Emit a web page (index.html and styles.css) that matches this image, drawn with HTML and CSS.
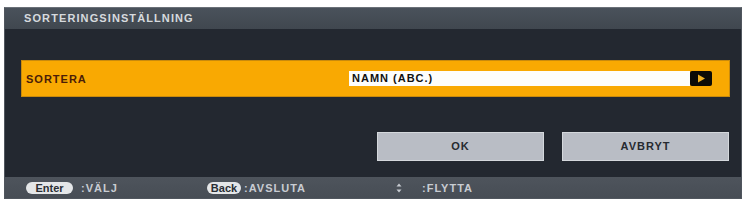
FILE: index.html
```html
<!DOCTYPE html>
<html lang="sv">
<head>
    <meta charset="UTF-8">
    <title>Sorteringsinställning</title>
    <link rel="stylesheet" href="styles.css">
</head>
<body>
    <div class="dialog">
        <div class="title-bar">SORTERINGSINSTÄLLNING</div>

        <div class="content">
            <div class="option-row">
                <span class="option-label">SORTERA</span>
                <div class="option-value">NAMN (ABC.)</div>
                <span class="option-arrow">
                    <svg width="9" height="9" viewBox="0 0 9 9"><path d="M1 0.5 L8 4.5 L1 8.5 Z" fill="#f0b020"/></svg>
                </span>
            </div>

            <div class="buttons">
                <div class="btn">OK</div>
                <div class="btn">AVBRYT</div>
            </div>
        </div>

        <div class="footer">
            <div class="hint hint-enter">
                <span class="key key-enter">Enter</span>
                <span>:VÄLJ</span>
            </div>
            <div class="hint hint-back">
                <span class="key key-back">Back</span>
                <span>:AVSLUTA</span>
            </div>
            <div class="hint">
                <svg class="updown" width="6" height="10" viewBox="0 0 6 10"><path d="M3 0.5 L5.5 3.5 L0.5 3.5 Z M3 9.5 L5.5 6.5 L0.5 6.5 Z" fill="#c8ccd2"/></svg>
                <span>:FLYTTA</span>
            </div>
        </div>
    </div>
</body>
</html>
```

FILE: styles.css
```css
body {
    margin: 0;
    background: #ffffff;
    font-family: 'Liberation Sans', Arial, sans-serif;
}

.dialog {
    margin: 7px 0 0 4px;
    width: 736px;
    height: 190px;
    background: #232830;
    border: 1px solid #50565e;
    border-top-color: #6a7078;
    display: flex;
    flex-direction: column;
}

.title-bar {
    height: 21px;
    line-height: 21px;
    padding-left: 19px;
    background: linear-gradient(#4a525b, #40474f);
    color: #d6dade;
    font-size: 11px;
    font-weight: bold;
    letter-spacing: 1.1px;
}

.content {
    flex: 1;
    padding: 31px 11px 0 16px;
}

.option-row {
    height: 35px;
    display: flex;
    align-items: center;
    padding: 0 17px 0 4px;
    background: #f9a902;
    border: 1px solid #c98a0c;
}

.option-label {
    flex: 1;
    color: #4b1d08;
    font-size: 11px;
    font-weight: bold;
    letter-spacing: 1px;
}

.option-value {
    width: 338px;
    height: 15px;
    line-height: 15px;
    padding-left: 3px;
    background: #fdfdfb;
    color: #111111;
    font-size: 11px;
    font-weight: bold;
    letter-spacing: 1px;
}

.option-arrow {
    width: 22px;
    height: 15px;
    display: inline-flex;
    align-items: center;
    justify-content: center;
    background: #0c0a06;
    border-radius: 2px;
}

.buttons {
    display: flex;
    justify-content: flex-end;
    gap: 18px;
    margin-top: 35px;
    padding-right: 1px;
}

.btn {
    width: 165px;
    height: 27px;
    line-height: 27px;
    text-align: center;
    background: #b9bdc5;
    border: 1px solid #d4d8dc;
    color: #262a30;
    font-size: 11px;
    font-weight: bold;
    letter-spacing: 1px;
}

.footer {
    height: 21px;
    display: flex;
    align-items: center;
    padding-left: 21px;
    background: linear-gradient(#4e545c, #474d55);
    color: #c8ccd2;
    font-size: 11px;
    font-weight: bold;
    letter-spacing: 1px;
}

.hint {
    display: flex;
    align-items: center;
    gap: 8px;
}

.hint-enter {
    width: 181px;
}

.hint-back {
    width: 189px;
    gap: 3px;
}

.key {
    height: 12px;
    line-height: 12px;
    text-align: center;
    border-radius: 6px;
    background: #e4e6e8;
    color: #2a2e34;
    font-size: 11px;
    font-weight: bold;
    letter-spacing: 0;
}

.key-enter {
    width: 47px;
}

.key-back {
    width: 34px;
}

.updown {
    margin-right: 12px;
}
```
------------------------------------------------------------------------
[WHAT TO PRODUCE]:
Retype each line of the listing above word for word. Exclude the pictures.

[EXERCISE RESPONSE]:
Emit a web page (index.html and styles.css) that matches this image, drawn with HTML and CSS.
FILE: index.html
```html
<!DOCTYPE html>
<html lang="sv">
<head>
    <meta charset="UTF-8">
    <title>Sorteringsinställning</title>
    <link rel="stylesheet" href="styles.css">
</head>
<body>
    <div class="dialog">
        <div class="title-bar">SORTERINGSINSTÄLLNING</div>

        <div class="content">
            <div class="option-row">
                <span class="option-label">SORTERA</span>
                <div class="option-value">NAMN (ABC.)</div>
                <span class="option-arrow">
                    <svg width="9" height="9" viewBox="0 0 9 9"><path d="M1 0.5 L8 4.5 L1 8.5 Z" fill="#f0b020"/></svg>
                </span>
            </div>

            <div class="buttons">
                <div class="btn">OK</div>
                <div class="btn">AVBRYT</div>
            </div>
        </div>

        <div class="footer">
            <div class="hint hint-enter">
                <span class="key key-enter">Enter</span>
                <span>:VÄLJ</span>
            </div>
            <div class="hint hint-back">
                <span class="key key-back">Back</span>
                <span>:AVSLUTA</span>
            </div>
            <div class="hint">
                <svg class="updown" width="6" height="10" viewBox="0 0 6 10"><path d="M3 0.5 L5.5 3.5 L0.5 3.5 Z M3 9.5 L5.5 6.5 L0.5 6.5 Z" fill="#c8ccd2"/></svg>
                <span>:FLYTTA</span>
            </div>
        </div>
    </div>
</body>
</html>
```

FILE: styles.css
```css
body {
    margin: 0;
    background: #ffffff;
    font-family: 'Liberation Sans', Arial, sans-serif;
}

.dialog {
    margin: 7px 0 0 4px;
    width: 736px;
    height: 190px;
    background: #232830;
    border: 1px solid #50565e;
    border-top-color: #6a7078;
    display: flex;
    flex-direction: column;
}

.title-bar {
    height: 21px;
    line-height: 21px;
    padding-left: 19px;
    background: linear-gradient(#4a525b, #40474f);
    color: #d6dade;
    font-size: 11px;
    font-weight: bold;
    letter-spacing: 1.1px;
}

.content {
    flex: 1;
    padding: 31px 11px 0 16px;
}

.option-row {
    height: 35px;
    display: flex;
    align-items: center;
    padding: 0 17px 0 4px;
    background: #f9a902;
    border: 1px solid #c98a0c;
}

.option-label {
    flex: 1;
    color: #4b1d08;
    font-size: 11px;
    font-weight: bold;
    letter-spacing: 1px;
}

.option-value {
    width: 338px;
    height: 15px;
    line-height: 15px;
    padding-left: 3px;
    background: #fdfdfb;
    color: #111111;
    font-size: 11px;
    font-weight: bold;
    letter-spacing: 1px;
}

.option-arrow {
    width: 22px;
    height: 15px;
    display: inline-flex;
    align-items: center;
    justify-content: center;
    background: #0c0a06;
    border-radius: 2px;
}

.buttons {
    display: flex;
    justify-content: flex-end;
    gap: 18px;
    margin-top: 35px;
    padding-right: 1px;
}

.btn {
    width: 165px;
    height: 27px;
    line-height: 27px;
    text-align: center;
    background: #b9bdc5;
    border: 1px solid #d4d8dc;
    color: #262a30;
    font-size: 11px;
    font-weight: bold;
    letter-spacing: 1px;
}

.footer {
    height: 21px;
    display: flex;
    align-items: center;
    padding-left: 21px;
    background: linear-gradient(#4e545c, #474d55);
    color: #c8ccd2;
    font-size: 11px;
    font-weight: bold;
    letter-spacing: 1px;
}

.hint {
    display: flex;
    align-items: center;
    gap: 8px;
}

.hint-enter {
    width: 181px;
}

.hint-back {
    width: 189px;
    gap: 3px;
}

.key {
    height: 12px;
    line-height: 12px;
    text-align: center;
    border-radius: 6px;
    background: #e4e6e8;
    color: #2a2e34;
    font-size: 11px;
    font-weight: bold;
    letter-spacing: 0;
}

.key-enter {
    width: 47px;
}

.key-back {
    width: 34px;
}

.updown {
    margin-right: 12px;
}
```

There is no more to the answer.